Given exercise -
List each line of the data that holds the string "React".

Data extract -
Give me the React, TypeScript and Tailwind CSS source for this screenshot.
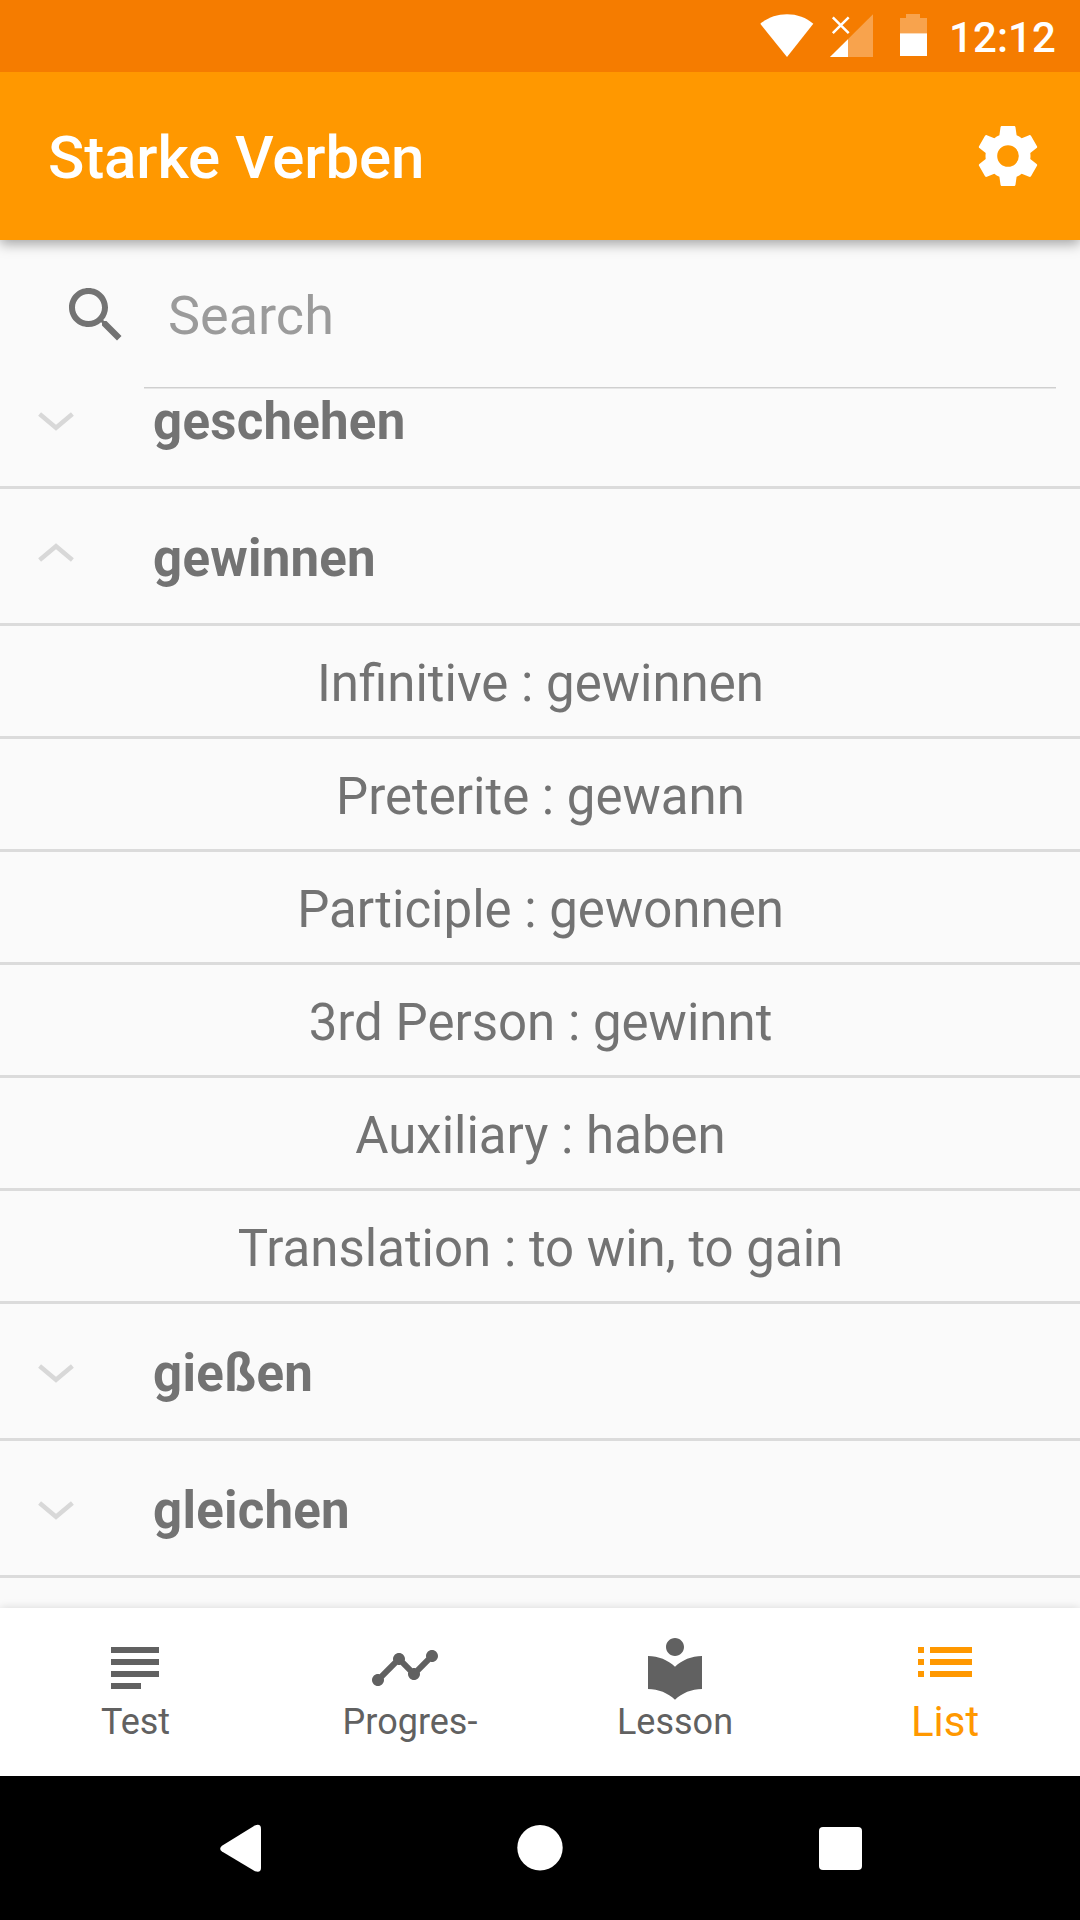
import React from "react";

const details = [
  "Infinitive : gewinnen",
  "Preterite : gewann",
  "Participle : gewonnen",
  "3rd Person : gewinnt",
  "Auxiliary : haben",
  "Translation : to win, to gain",
];

function StatusBar() {
  return (
    <div className="relative z-20 flex h-[72px] shrink-0 items-start justify-end bg-[#f57c00] pr-6">
      <svg className="mr-4 mt-3 h-12 w-[54px]" viewBox="0 0 54 48" fill="#fff">
        <path d="M27 45 .3 11.8C7.500 5.500 17 2.200 27 2.200s19.500 3.300 26.300 9.600z" />
      </svg>
      <svg className="mr-[27px] mt-3 h-12 w-[43px]" viewBox="0 0 43 48">
        <path d="M0 45 43 2.300V45z" fill="#fff" fillOpacity=".3" />
        <path d="M0 45 18 27.300V45z" fill="#fff" />
        <path d="M2.800 5.300 18.700 21.200M18.700 5.300 2.800 21.200" stroke="#fff" strokeWidth="2.500" />
      </svg>
      <svg className="mr-[22px] mt-3 h-12 w-[27px]" viewBox="0 0 27 48" fill="#fff">
        <path d="M6 2h14v4h7v15.300H0V6h6z" fillOpacity=".3" />
        <path d="M0 21.300h27V44H0z" />
      </svg>
      <span className="mt-[14px] text-[42px] font-medium leading-[48px] tracking-[0.1px] text-white">12:12</span>
    </div>
  );
}

function Toolbar() {
  return (
    <header className="relative z-10 flex h-[168px] shrink-0 items-center justify-between bg-[#ff9800] pl-12 pr-9 shadow-[0_4px_12px_rgba(0,0,0,0.35)]">
      <h1 className="mt-1 text-[60px] font-medium leading-[72px] tracking-[-0.1px] text-white">Starke Verben</h1>
      <svg className="size-[72px]" viewBox="0 0 24 24" fill="#fff">
        <path d="M19.43 12.98c.04-.32.07-.64.07-.98s-.03-.66-.07-.98l2.110-1.650c.19-.15.24-.42.12-.64l-2-3.460c-.12-.22-.39-.3-.61-.22l-2.490 1c-.52-.4-1.080-.73-1.690-.98l-.38-2.650C14.460 2.180 14.250 2 14 2h-4c-.25 0-.46.18-.49.42l-.38 2.650c-.61.25-1.170.59-1.690.98l-2.490-1c-.23-.09-.49 0-.61.22l-2 3.460c-.13.22-.07.49.12.64l2.110 1.650c-.04.32-.07.65-.07.98s.03.66.07.98l-2.110 1.650c-.19.15-.24.42-.12.64l2 3.460c.12.22.39.3.61.22l2.490-1c.52.4 1.080.73 1.690.98l.38 2.650c.03.24.24.42.49.42h4c.25 0 .46-.18.49-.42l.38-2.650c.61-.25 1.170-.59 1.690-.98l2.490 1c.23.09.49 0 .61-.22l2-3.460c.12-.22.07-.49-.12-.64l-2.110-1.650zM12 15.600a3.600 3.600 0 1 1 0-7.200 3.600 3.600 0 0 1 0 7.200z" />
      </svg>
    </header>
  );
}

function SearchField() {
  return (
    <div className="flex h-[148px] shrink-0 pl-[60px] pr-6">
      <svg className="mt-[39px] size-[72px] shrink-0" viewBox="0 0 24 24" fill="#737373">
        <path d="M15.500 14h-.8l-.3-.3c1-1.100 1.600-2.600 1.600-4.200C16 5.900 13.100 3 9.500 3S3 5.900 3 9.500 5.900 16 9.500 16c1.600 0 3.100-.6 4.200-1.600l.3.3v.8l5 5 1.500-1.500zm-6 0C7 14 5 12 5 9.500S7 5 9.500 5 14 7 14 9.500 12 14 9.500 14z" />
      </svg>
      <div className="ml-3 flex flex-1 border-b border-[#cfcfcf] pl-6 shadow-[0_1px_0_#e6e6e6]">
        <span className="mt-[44px] h-[64px] text-[54px] leading-[64px] text-[#9b9b9b]">Search</span>
      </div>
    </div>
  );
}

function Group({ name, open = false }: { name: string; open?: boolean }) {
  return (
    <div className="flex h-[137px] shrink-0 items-start border-b-3 border-[#dbdbdb] pl-[38px]">
      <svg
        className={open ? "mt-[54px] h-[20px] w-[36px]" : "mt-[60px] h-[20px] w-[36px]"}
        viewBox="0 0 36 20"
        fill="none"
        stroke="#d8d8d8"
        strokeWidth="4.500"
      >
        <path d={open ? "M1.600 17 18 3.300 34.400 17" : "M1.600 2 18 15.700 34.400 2"} />
      </svg>
      <span className="ml-[79px] mt-[40px] text-[51px] font-bold leading-[60px] tracking-[0.25px] text-[#737373]">{name}</span>
    </div>
  );
}

function Detail({ text }: { text: string }) {
  return (
    <div className="flex h-[113px] shrink-0 items-start justify-center border-b-3 border-[#dbdbdb] pl-px pt-[28px]">
      <span className="text-[51px] leading-[60px] text-[#737373]">{text}</span>
    </div>
  );
}

const tabs = [
  { label: "Test", inset: "pl-px", d: "M14 17H4v2h10v-2zm6-8H4v2h16V9zM4 15h16v-2H4v2zM4 5v2h16V5H4z" },
  {
    label: "Progres-",
    inset: "pl-[10px]",
    d: "M23 8c0 1.100-.9 2-2 2-.18 0-.35-.02-.51-.07l-3.560 3.550c.05.16.07.34.07.52 0 1.100-.9 2-2 2s-2-.9-2-2c0-.18.02-.36.07-.52l-2.550-2.550c-.16.05-.34.07-.52.07s-.36-.02-.52-.07l-4.550 4.560c.05.16.07.33.07.51 0 1.100-.9 2-2 2s-2-.9-2-2 .9-2 2-2c.18 0 .35.02.51.07l4.560-4.550C8.020 9.360 8 9.180 8 9c0-1.100.9-2 2-2s2 .9 2 2c0 .18-.02.36-.07.52l2.550 2.550c.16-.05.34-.07.52-.07s.36.02.52.07l3.550-3.560C19.020 8.350 19 8.180 19 8c0-1.100.9-2 2-2s2 .9 2 2z",
  },
  {
    label: "Lesson",
    inset: "pl-0",
    d: "M12 11.550C9.640 9.350 6.480 8 3 8v11c3.480 0 6.640 1.350 9 3.550 2.360-2.190 5.520-3.550 9-3.550V8c-3.480 0-6.640 1.350-9 3.550zM12 8c1.660 0 3-1.340 3-3s-1.340-3-3-3-3 1.340-3 3 1.340 3 3 3z",
  },
];

function BottomTabs() {
  return (
    <nav className="relative z-10 grid h-[168px] shrink-0 grid-cols-4 bg-white shadow-[0_0_9px_rgba(0,0,0,0.14)]">
      {tabs.map((t) => (
        <div key={t.label} className="flex flex-col items-center pt-6 text-[#616161]">
          <svg className="size-[72px]" viewBox="0 0 24 24" fill="currentColor">
            <path d={t.d} />
          </svg>
          <span className={`-mt-4 text-[36px] leading-[68px] ${t.inset}`}>{t.label}</span>
        </div>
      ))}
      <div className="flex flex-col items-center pt-[18px] text-[#ff9800]">
        <svg className="size-[72px]" viewBox="0 0 24 24" fill="currentColor">
          <path d="M3 13h2v-2H3zm0 4h2v-2H3zm0-8h2V7H3zm4 4h14v-2H7zm0 4h14v-2H7zM7 7v2h14V7z" />
        </svg>
        <span className="-mt-[10px] text-[42px] leading-[68px]">List</span>
      </div>
    </nav>
  );
}

function SystemNav() {
  return (
    <div className="flex h-[144px] shrink-0 items-center justify-between bg-black pl-[219px] pr-[218px]">
      <svg className="h-12 w-[42px]" viewBox="0 0 42 48" fill="#fff">
        <path d="M3 21.800 35.800 1.500Q42 -.8 42 5v39q0 5-6 3.200L3 27.500q-3.600-2.800 0-5.700z" />
      </svg>
      <svg className="size-[46px]" viewBox="0 0 46 46" fill="#fff">
        <circle cx="23" cy="22.800" r="22.700" />
      </svg>
      <div className="mt-px size-[43px] rounded-[4px] bg-white" />
    </div>
  );
}

export default function App() {
  return (
    <div className="flex h-[1920px] w-[1080px] flex-col overflow-hidden bg-[#fafafa] font-['Roboto',sans-serif]">
      <StatusBar />
      <Toolbar />
      <SearchField />
      <main className="mt-px flex min-h-0 flex-1 flex-col overflow-hidden">
        <div className="-mt-[37px] flex flex-col">
          <Group name="geschehen" />
          <Group name="gewinnen" open />
          {details.map((d) => (
            <Detail key={d} text={d} />
          ))}
          <Group name="gießen" />
          <Group name="gleichen" />
        </div>
      </main>
      <BottomTabs />
      <SystemNav />
    </div>
  );
}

Response -
Give me the React, TypeScript and Tailwind CSS source for this screenshot.
import React from "react";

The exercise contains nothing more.